→ **WHAT YOU HAVE TO DO**: Wherever "components" appears in a line, copy that line.

→ **COLLECTED MATERIAL**:
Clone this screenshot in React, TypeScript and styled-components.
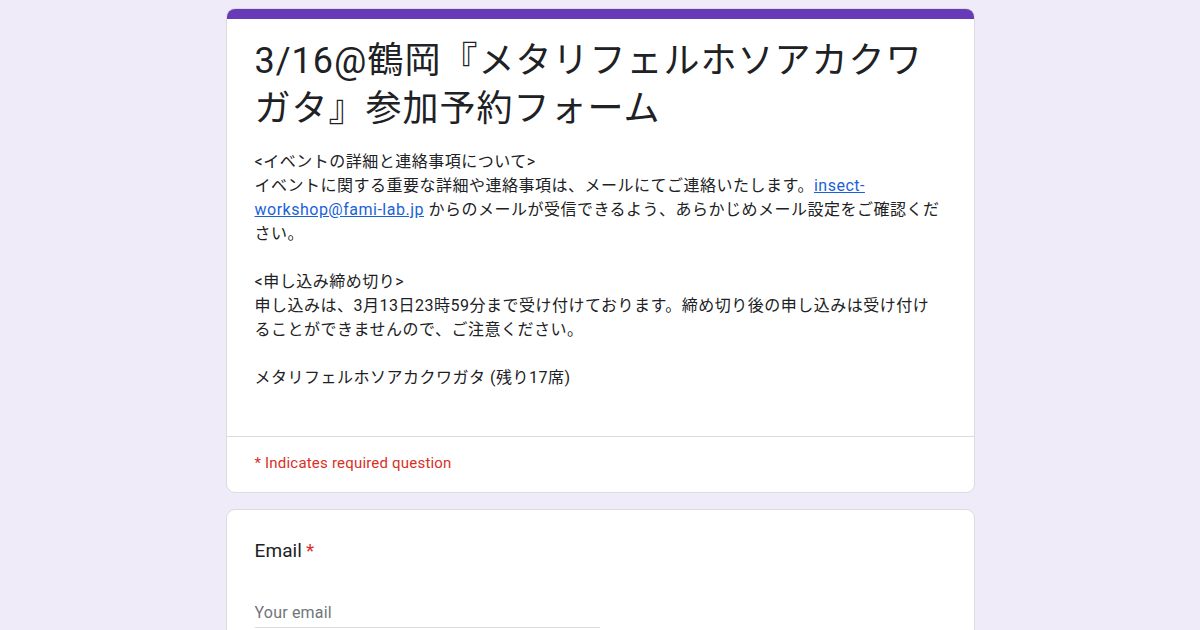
import React from 'react';
import styled, { createGlobalStyle } from 'styled-components';

const GlobalStyle = createGlobalStyle`
  html, body {
    margin: 0;
    padding: 0;
    background: #f0ebf8;
  }
  body {
    font-family: Roboto, "Noto Sans CJK JP", sans-serif;
    color: #202124;
  }
`;

const Page = styled.div`
  display: flex;
  flex-direction: column;
  align-items: center;
  gap: 16px;
  padding-top: 8px;
  height: 630px;
  box-sizing: border-box;
  overflow: hidden;
`;

const Card = styled.div`
  flex-shrink: 0;
  box-sizing: border-box;
  width: 749px;
  background: #fff;
  border: 1px solid #dadce0;
  border-radius: 9px;
  overflow: hidden;
`;

const TopBar = styled.div`
  height: 10px;
  background: #673ab7;
`;

const Header = styled.div`
  padding: 18px 28px 46px;
`;

const Title = styled.h1`
  margin: 0 0 17px;
  font-family: Roboto, "Noto Sans CJK JP", sans-serif;
  font-weight: 400;
  font-size: 36px;
  line-height: 48px;
  letter-spacing: 1px;
  color: #202124;
`;

const Description = styled.div`
  font-size: 16px;
  line-height: 24px;
  letter-spacing: 0.5px;
  white-space: nowrap;
  color: #202124;
`;

const Link = styled.a`
  color: #1a62d8;
  text-decoration: underline;
`;

const Gap = styled.div`
  height: 24px;
`;

const RequiredRow = styled.div`
  border-top: 1px solid #dadce0;
  padding: 14px 28px 17px;
  font-size: 15px;
  line-height: 24px;
  letter-spacing: 0.2px;
  color: #d93025;
`;

const Question = styled.div`
  padding: 28px 28px 0;
  height: 140px;
`;

const Label = styled.div`
  font-size: 19px;
  line-height: 26px;
  letter-spacing: 0.1px;
  color: #202124;
`;

const Star = styled.span`
  color: #d93025;
  margin-left: 4px;
`;

const Input = styled.div`
  margin-top: 37px;
  width: 345px;
  padding-bottom: 2px;
  border-bottom: 1px solid #dadce0;
  font-size: 16px;
  line-height: 24px;
  letter-spacing: 0.2px;
  color: #70757a;
`;

export default function App() {
  return (
    <>
      <GlobalStyle />
      <Page>
        <Card>
          <TopBar />
          <Header>
            <Title>
              3/16@鶴岡『メタリフェルホソアカクワ
              <br />
              ガタ』参加予約フォーム
            </Title>
            <Description>
              &lt;イベントの詳細と連絡事項について&gt;
              <br />
              イベントに関する重要な詳細や連絡事項は、メールにてご連絡いたします。<Link href="#">insect-</Link>
              <br />
              <Link href="#">workshop@fami-lab.jp</Link> からのメールが受信できるよう、あらかじめメール設定をご確認くだ
              <br />
              さい。
              <Gap />
              &lt;申し込み締め切り&gt;
              <br />
              申し込みは、3月13日23時59分まで受け付けております。締め切り後の申し込みは受け付け
              <br />
              ることができませんので、ご注意ください。
              <Gap />
              メタリフェルホソアカクワガタ (残り17席)
            </Description>
          </Header>
          <RequiredRow>* Indicates required question</RequiredRow>
        </Card>
        <Card>
          <Question>
            <Label>
              Email<Star>*</Star>
            </Label>
            <Input>Your email</Input>
          </Question>
        </Card>
      </Page>
    </>
  );
}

→ **ANSWER TO THIS EXERCISE**:
Clone this screenshot in React, TypeScript and styled-components.
import styled, { createGlobalStyle } from 'styled-components';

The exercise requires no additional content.